Some people who have made comments on the Independent’s Facebook page may have noticed they have been removed – here’s why.
Newspapers that promote their stories via social media are at risk of legal action if defamatory posts are made on their social media sites.
This was made clear by a NSW Court of Appeal (NSWCA) judgement on June 1, to dismiss an appeal regarding the findings in a civil case: Voller v Nationwide News Pty Ltd; Voller v Fairfax Media Publications Pty Ltd; Voller v Australian News Channel Pty Ltd (24 June 2019).
On June 24 last year, the court answered, “yes”, to the question: “Whether the plaintiff has established the publication element of the cause of action of defamation against the defendant in respect of each of the Facebook comments by third-party users?”
The original case, brought by former Don Dale Youth Detention Centre detainee Dylan Voller, focused on statements about Voller posted on the Facebook pages of The Australian, SMH and other publications between July 2016 and June 2017.
Supreme Court Justice Stephen Rothman ruled that media outlets can be considered the publisher of third-party comments on their Facebook pages.
“Each defendant was not merely a conduit of the comment,” Justice Rothman wrote in his judgement.
“It provided the forum for its publication and encouraged, for its own commercial purposes, the publication of comments.”
However, the court did not make a judgement on whether or not the comments themselves were defamatory.
Meanwhile, in its considerations on June 1, 2020, the Court of Appeal defined defamation as “an actionable wrong that lies in the publication to a reader, listener or observer of matter that injures another person’s reputation”.
The three media companies appealed on four grounds – that the primary judge had erred: in finding the companies were the actual publishers of the comments; by answering additional questions raised during the case; in considering the media outlets as the “first or primary publisher in relation to the general readership of the Facebook page it operates”; and “in holding … that it was possible to hide all comments on a public Facebook page”.
The NSWCA panel of justices found that the last three grounds were not relevant to the appeal case; consequently, they were not considered.
The judgement states, however, that the media companies, “by the terms of their arrangements with Facebook”, had issued “invitations to members of the public to comment on their news items, [and that] the applicants accepted responsibility for the use of their Facebook facilities for the publication of comments, including defamatory comments”.
“They did so from the time they made their Facebook pages available to those who wished to comment, and by actively inviting comment,” the judgement states.

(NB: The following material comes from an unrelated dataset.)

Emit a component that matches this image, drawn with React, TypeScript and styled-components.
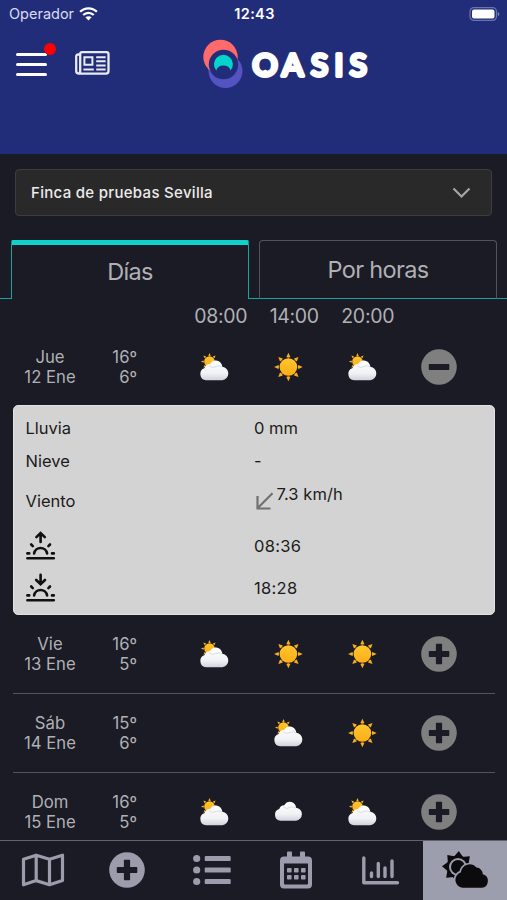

“Each applicant’s potential liability as publisher arises not in any sense from a failure to take action to protect a class of persons from harm or to prevent a particular person from injuring any member of that class.
“Rather the effect of the principle … is that a person who participates and is instrumental in bringing about publication of defamatory matter is potentially liable for having done so, notwithstanding that others may have participated in that publication in different degrees.”
Subsequently, Sydney Criminal Lawyers reported: “These findings of the court were those made by Justice Anthony Meagher and Acting Justice Carolyn Simpson.
“The findings of Justice John Basten differed slightly, although he delivered the final orders.
“On 5 June, his Honour ordered that the appeal be dismissed, and that the three media organisations pay Mr Voller’s court costs.
“And the two other justices agreed with the orders of Justice Basten.”
Editor’s note: Whilst we welcome community comment and debate, we ask contributors to our social media platforms to keep it civil. We will not hesitate to remove any post deemed unsuitable.